── Source records

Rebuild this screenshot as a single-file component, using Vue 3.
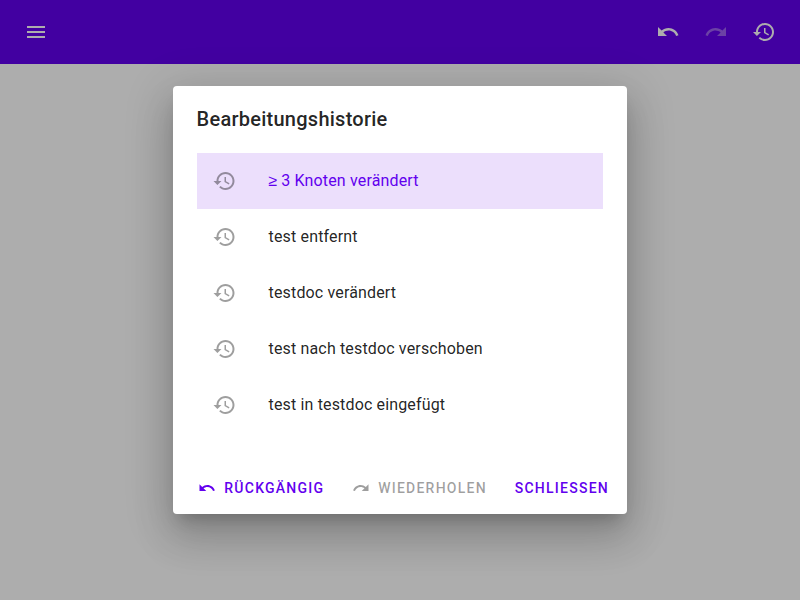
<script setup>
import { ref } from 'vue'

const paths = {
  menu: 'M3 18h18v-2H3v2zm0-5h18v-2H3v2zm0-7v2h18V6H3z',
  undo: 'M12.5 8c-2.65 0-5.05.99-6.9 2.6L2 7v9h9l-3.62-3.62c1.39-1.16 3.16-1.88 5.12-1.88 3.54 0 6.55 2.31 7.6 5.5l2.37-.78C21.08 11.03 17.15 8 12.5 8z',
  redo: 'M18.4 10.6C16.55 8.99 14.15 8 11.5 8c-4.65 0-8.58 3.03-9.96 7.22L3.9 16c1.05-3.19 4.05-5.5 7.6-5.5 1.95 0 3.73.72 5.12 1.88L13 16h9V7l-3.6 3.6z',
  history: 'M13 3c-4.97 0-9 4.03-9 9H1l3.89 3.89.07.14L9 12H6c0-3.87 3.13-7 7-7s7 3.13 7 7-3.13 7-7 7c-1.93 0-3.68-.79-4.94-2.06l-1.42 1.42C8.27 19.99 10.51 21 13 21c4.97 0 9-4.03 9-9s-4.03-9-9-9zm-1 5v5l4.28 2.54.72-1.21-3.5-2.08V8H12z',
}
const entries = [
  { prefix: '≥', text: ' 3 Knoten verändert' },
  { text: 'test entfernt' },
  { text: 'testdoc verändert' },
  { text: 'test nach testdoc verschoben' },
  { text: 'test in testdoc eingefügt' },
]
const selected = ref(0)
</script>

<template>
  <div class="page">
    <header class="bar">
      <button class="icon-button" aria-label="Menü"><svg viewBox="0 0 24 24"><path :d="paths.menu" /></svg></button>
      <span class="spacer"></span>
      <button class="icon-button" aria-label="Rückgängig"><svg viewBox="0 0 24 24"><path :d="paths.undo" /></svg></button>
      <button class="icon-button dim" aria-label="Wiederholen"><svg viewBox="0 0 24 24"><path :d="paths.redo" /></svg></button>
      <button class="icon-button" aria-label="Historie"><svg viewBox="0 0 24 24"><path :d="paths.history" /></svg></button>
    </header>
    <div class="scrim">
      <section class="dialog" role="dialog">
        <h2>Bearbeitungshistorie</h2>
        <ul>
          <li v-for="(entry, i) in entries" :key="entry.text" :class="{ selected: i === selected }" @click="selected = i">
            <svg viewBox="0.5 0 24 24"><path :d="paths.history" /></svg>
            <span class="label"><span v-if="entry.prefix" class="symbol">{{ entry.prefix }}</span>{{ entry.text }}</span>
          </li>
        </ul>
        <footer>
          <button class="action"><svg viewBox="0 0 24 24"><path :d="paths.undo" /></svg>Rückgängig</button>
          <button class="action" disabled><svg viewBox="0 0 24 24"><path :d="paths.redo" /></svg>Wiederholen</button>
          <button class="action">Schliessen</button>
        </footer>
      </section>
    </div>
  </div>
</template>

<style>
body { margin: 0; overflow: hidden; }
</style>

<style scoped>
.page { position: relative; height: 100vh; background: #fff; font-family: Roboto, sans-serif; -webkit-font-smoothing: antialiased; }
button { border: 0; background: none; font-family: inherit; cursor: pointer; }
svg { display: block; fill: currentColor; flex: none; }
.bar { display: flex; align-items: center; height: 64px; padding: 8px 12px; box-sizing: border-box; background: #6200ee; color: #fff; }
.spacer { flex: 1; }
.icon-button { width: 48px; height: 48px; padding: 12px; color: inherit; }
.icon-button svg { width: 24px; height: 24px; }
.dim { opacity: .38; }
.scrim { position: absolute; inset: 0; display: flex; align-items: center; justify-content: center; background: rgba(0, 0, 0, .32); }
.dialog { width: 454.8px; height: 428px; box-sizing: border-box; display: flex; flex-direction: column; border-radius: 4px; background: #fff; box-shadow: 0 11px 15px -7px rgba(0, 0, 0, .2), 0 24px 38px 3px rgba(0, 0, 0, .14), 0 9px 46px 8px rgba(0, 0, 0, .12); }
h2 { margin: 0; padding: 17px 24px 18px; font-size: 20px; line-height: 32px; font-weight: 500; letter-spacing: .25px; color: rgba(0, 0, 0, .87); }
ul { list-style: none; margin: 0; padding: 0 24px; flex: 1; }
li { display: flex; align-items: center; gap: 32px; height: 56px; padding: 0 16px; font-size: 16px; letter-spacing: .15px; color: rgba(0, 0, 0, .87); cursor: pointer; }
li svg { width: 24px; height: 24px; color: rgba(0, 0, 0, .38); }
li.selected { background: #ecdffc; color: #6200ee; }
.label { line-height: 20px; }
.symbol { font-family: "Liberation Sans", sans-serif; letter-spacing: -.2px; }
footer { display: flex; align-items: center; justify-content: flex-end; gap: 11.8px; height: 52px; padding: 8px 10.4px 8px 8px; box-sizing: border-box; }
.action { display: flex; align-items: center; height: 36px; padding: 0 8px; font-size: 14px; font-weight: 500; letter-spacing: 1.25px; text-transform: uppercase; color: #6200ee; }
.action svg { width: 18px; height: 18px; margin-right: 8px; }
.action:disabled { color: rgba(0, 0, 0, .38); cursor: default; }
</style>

────
── Source records

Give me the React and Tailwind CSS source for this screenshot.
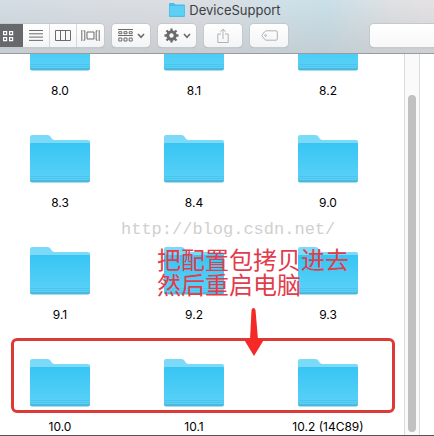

────

#### Direction:
Copy each line holding the word "screenshot" from the listing above.

#### Expected answer:
Rebuild this screenshot as a single-file component, using Vue 3.
Give me the React and Tailwind CSS source for this screenshot.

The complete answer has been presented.